▶ [SUPPLIED DATA]:
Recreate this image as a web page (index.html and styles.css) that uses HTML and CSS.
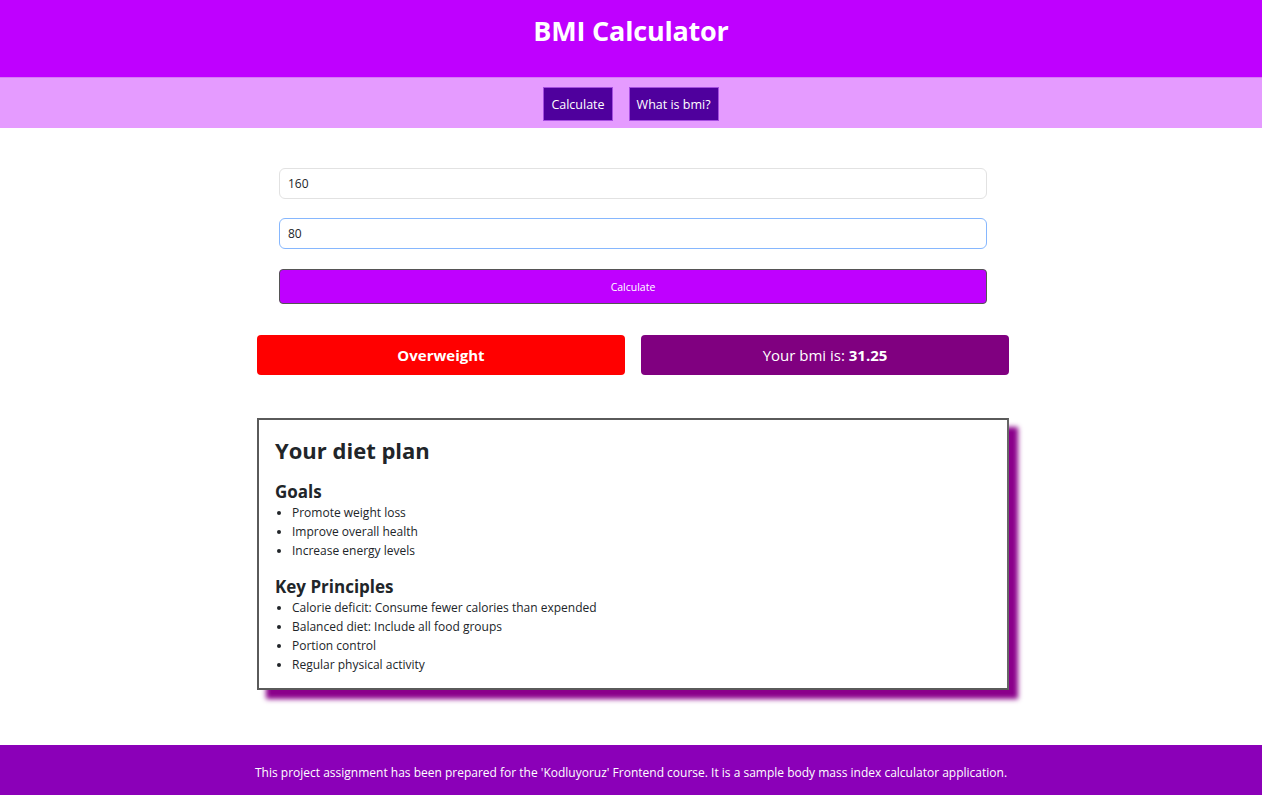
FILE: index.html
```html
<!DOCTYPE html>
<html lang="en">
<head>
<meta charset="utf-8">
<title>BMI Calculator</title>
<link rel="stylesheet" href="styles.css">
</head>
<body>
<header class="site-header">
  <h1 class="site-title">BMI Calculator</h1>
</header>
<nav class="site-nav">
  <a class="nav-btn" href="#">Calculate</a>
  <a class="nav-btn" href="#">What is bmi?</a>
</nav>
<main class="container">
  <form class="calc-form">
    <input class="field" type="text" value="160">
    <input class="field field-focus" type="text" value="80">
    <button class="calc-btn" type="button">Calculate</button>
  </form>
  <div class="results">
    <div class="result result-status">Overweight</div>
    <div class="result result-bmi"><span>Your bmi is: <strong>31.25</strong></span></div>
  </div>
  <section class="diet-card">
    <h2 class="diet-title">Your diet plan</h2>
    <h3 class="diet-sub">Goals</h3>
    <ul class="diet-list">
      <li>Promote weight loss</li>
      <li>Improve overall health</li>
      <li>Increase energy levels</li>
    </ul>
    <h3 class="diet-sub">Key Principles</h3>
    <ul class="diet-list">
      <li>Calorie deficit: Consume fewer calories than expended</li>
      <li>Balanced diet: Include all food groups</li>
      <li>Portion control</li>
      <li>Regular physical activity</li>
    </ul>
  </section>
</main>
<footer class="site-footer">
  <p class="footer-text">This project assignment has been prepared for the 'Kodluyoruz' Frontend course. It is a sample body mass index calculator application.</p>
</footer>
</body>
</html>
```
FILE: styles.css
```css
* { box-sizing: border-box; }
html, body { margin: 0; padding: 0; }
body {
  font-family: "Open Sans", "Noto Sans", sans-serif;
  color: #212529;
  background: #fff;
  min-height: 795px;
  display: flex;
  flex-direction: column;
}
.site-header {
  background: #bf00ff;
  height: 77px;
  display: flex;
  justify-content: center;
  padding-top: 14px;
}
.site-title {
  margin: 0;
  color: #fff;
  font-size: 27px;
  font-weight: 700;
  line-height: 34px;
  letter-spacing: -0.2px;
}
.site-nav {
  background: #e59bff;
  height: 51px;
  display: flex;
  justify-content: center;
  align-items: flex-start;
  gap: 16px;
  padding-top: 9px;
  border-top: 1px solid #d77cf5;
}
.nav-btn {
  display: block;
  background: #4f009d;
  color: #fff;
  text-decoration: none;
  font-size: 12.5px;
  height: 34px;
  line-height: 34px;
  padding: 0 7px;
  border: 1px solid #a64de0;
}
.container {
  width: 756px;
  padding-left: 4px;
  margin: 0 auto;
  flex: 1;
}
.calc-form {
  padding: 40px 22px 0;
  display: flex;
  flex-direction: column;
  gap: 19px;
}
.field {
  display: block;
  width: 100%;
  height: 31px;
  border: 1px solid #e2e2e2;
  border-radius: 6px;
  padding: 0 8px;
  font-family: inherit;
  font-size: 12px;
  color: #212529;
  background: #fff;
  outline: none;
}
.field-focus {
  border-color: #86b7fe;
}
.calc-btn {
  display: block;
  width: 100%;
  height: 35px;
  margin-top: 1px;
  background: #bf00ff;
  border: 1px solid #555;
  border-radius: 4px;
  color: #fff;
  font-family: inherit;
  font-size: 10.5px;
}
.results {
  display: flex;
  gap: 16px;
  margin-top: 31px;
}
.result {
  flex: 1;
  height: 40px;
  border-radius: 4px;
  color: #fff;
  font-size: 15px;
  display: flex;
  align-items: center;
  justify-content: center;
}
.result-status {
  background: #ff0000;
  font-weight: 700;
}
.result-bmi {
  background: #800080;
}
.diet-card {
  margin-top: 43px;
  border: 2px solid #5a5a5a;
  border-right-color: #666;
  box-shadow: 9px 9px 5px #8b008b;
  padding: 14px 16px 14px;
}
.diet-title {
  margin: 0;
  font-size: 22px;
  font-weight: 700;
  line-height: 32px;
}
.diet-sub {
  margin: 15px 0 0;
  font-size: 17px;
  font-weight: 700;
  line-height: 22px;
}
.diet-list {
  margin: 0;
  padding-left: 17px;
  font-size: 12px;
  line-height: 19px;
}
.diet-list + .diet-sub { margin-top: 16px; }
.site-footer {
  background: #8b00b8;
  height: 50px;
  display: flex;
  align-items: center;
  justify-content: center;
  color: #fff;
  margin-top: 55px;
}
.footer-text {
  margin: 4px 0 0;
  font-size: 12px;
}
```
...
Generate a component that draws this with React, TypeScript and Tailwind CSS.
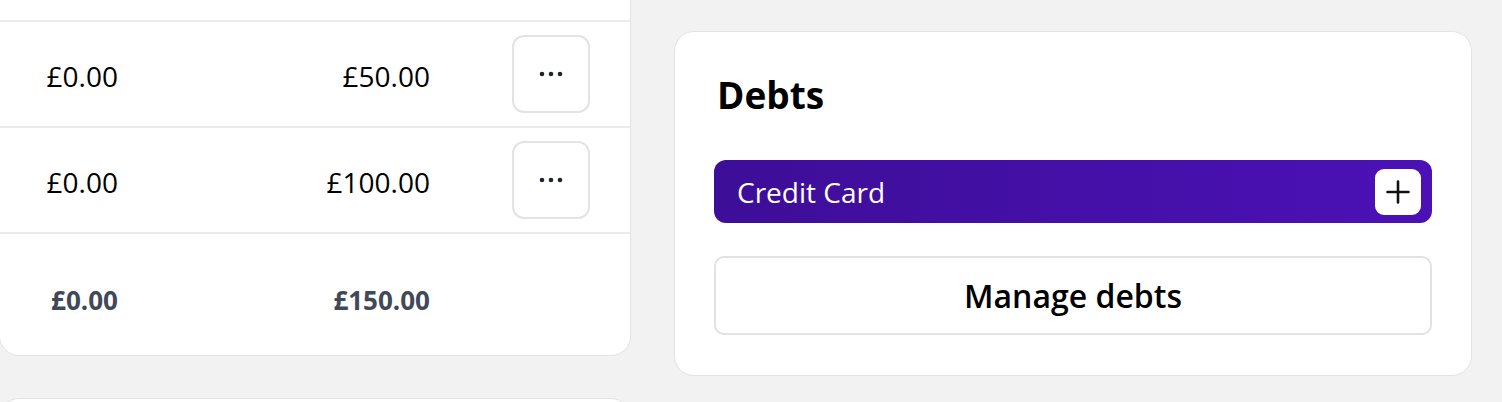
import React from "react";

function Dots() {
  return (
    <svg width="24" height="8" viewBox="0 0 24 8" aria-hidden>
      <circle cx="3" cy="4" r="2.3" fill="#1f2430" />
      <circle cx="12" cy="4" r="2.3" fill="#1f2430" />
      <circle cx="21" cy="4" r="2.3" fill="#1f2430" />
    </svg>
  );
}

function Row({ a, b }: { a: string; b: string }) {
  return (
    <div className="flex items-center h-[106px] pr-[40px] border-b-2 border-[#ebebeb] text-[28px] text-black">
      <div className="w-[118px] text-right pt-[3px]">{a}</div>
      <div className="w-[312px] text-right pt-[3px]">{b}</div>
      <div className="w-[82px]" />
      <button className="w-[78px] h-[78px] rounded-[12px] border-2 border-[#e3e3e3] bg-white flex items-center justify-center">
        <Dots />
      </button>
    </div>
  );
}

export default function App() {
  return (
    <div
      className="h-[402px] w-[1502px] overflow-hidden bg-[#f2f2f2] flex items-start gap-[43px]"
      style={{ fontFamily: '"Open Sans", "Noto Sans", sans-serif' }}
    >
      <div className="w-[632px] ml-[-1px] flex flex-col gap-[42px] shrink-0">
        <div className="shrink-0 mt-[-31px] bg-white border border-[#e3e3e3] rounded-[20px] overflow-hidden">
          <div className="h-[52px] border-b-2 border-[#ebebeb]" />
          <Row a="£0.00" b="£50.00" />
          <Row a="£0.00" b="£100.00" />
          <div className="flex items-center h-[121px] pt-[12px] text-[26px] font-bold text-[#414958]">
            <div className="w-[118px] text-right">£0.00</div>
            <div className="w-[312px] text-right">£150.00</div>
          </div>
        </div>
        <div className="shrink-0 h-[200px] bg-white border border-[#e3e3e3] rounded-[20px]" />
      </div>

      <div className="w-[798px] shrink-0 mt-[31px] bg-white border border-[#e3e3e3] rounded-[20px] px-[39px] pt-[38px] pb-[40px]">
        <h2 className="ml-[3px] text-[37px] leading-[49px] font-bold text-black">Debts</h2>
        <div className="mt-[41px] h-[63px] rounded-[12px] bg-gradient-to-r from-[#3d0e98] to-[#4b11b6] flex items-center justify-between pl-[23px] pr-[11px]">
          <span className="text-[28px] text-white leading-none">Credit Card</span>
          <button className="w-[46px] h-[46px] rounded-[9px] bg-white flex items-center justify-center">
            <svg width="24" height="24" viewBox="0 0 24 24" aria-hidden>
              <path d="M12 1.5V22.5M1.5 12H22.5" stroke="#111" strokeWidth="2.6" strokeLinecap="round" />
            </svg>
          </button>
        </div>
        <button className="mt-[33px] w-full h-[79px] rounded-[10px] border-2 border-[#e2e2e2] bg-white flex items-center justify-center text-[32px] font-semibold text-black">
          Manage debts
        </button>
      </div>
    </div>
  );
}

▶ [WHAT IS NEEDED]: Reproduce the entries exactly, from the line with "Generate a component" to the line with "import React from", both lines included, keeping no pictures.

▶ [SOLUTION FOR THIS TASK]:
Generate a component that draws this with React, TypeScript and Tailwind CSS.
import React from "react";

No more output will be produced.